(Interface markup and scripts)
********

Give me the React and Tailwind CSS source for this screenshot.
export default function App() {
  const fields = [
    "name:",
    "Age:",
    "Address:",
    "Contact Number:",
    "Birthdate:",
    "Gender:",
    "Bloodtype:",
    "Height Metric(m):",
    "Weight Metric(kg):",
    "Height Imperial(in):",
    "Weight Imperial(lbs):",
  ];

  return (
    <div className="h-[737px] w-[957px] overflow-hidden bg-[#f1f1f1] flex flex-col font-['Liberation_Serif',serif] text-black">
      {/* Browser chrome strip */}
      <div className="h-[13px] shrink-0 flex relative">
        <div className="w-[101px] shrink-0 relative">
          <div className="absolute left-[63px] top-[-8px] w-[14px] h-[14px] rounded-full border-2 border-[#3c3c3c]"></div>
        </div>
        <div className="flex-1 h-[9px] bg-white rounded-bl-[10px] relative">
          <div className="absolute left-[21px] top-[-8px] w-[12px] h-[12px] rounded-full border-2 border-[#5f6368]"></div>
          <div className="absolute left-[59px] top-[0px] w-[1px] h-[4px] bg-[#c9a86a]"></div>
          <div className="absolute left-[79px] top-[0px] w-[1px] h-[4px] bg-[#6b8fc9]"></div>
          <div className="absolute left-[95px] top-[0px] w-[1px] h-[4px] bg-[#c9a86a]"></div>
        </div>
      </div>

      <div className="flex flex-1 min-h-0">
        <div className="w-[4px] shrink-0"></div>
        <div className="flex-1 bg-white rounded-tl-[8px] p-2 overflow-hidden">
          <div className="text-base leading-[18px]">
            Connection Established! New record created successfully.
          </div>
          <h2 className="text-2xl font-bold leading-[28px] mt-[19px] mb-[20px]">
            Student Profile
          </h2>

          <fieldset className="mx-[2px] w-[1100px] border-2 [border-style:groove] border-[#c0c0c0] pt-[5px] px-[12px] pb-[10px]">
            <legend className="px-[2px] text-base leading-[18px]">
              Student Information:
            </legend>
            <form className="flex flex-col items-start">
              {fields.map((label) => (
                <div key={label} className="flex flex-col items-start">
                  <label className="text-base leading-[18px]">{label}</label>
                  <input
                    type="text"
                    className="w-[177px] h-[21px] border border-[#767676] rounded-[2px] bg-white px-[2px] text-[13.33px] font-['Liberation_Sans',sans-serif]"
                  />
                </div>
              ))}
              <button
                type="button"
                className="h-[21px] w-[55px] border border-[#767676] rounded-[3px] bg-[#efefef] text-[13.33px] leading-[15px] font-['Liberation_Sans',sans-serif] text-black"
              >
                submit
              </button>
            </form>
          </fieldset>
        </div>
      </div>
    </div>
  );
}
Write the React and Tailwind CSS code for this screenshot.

********

Please return the data above exactly as given.

Give me the React and Tailwind CSS source for this screenshot.
export default function App() {
  const fields = [
    "name:",
    "Age:",
    "Address:",
    "Contact Number:",
    "Birthdate:",
    "Gender:",
    "Bloodtype:",
    "Height Metric(m):",
    "Weight Metric(kg):",
    "Height Imperial(in):",
    "Weight Imperial(lbs):",
  ];

  return (
    <div className="h-[737px] w-[957px] overflow-hidden bg-[#f1f1f1] flex flex-col font-['Liberation_Serif',serif] text-black">
      {/* Browser chrome strip */}
      <div className="h-[13px] shrink-0 flex relative">
        <div className="w-[101px] shrink-0 relative">
          <div className="absolute left-[63px] top-[-8px] w-[14px] h-[14px] rounded-full border-2 border-[#3c3c3c]"></div>
        </div>
        <div className="flex-1 h-[9px] bg-white rounded-bl-[10px] relative">
          <div className="absolute left-[21px] top-[-8px] w-[12px] h-[12px] rounded-full border-2 border-[#5f6368]"></div>
          <div className="absolute left-[59px] top-[0px] w-[1px] h-[4px] bg-[#c9a86a]"></div>
          <div className="absolute left-[79px] top-[0px] w-[1px] h-[4px] bg-[#6b8fc9]"></div>
          <div className="absolute left-[95px] top-[0px] w-[1px] h-[4px] bg-[#c9a86a]"></div>
        </div>
      </div>

      <div className="flex flex-1 min-h-0">
        <div className="w-[4px] shrink-0"></div>
        <div className="flex-1 bg-white rounded-tl-[8px] p-2 overflow-hidden">
          <div className="text-base leading-[18px]">
            Connection Established! New record created successfully.
          </div>
          <h2 className="text-2xl font-bold leading-[28px] mt-[19px] mb-[20px]">
            Student Profile
          </h2>

          <fieldset className="mx-[2px] w-[1100px] border-2 [border-style:groove] border-[#c0c0c0] pt-[5px] px-[12px] pb-[10px]">
            <legend className="px-[2px] text-base leading-[18px]">
              Student Information:
            </legend>
            <form className="flex flex-col items-start">
              {fields.map((label) => (
                <div key={label} className="flex flex-col items-start">
                  <label className="text-base leading-[18px]">{label}</label>
                  <input
                    type="text"
                    className="w-[177px] h-[21px] border border-[#767676] rounded-[2px] bg-white px-[2px] text-[13.33px] font-['Liberation_Sans',sans-serif]"
                  />
                </div>
              ))}
              <button
                type="button"
                className="h-[21px] w-[55px] border border-[#767676] rounded-[3px] bg-[#efefef] text-[13.33px] leading-[15px] font-['Liberation_Sans',sans-serif] text-black"
              >
                submit
              </button>
            </form>
          </fieldset>
        </div>
      </div>
    </div>
  );
}
Write the React and Tailwind CSS code for this screenshot.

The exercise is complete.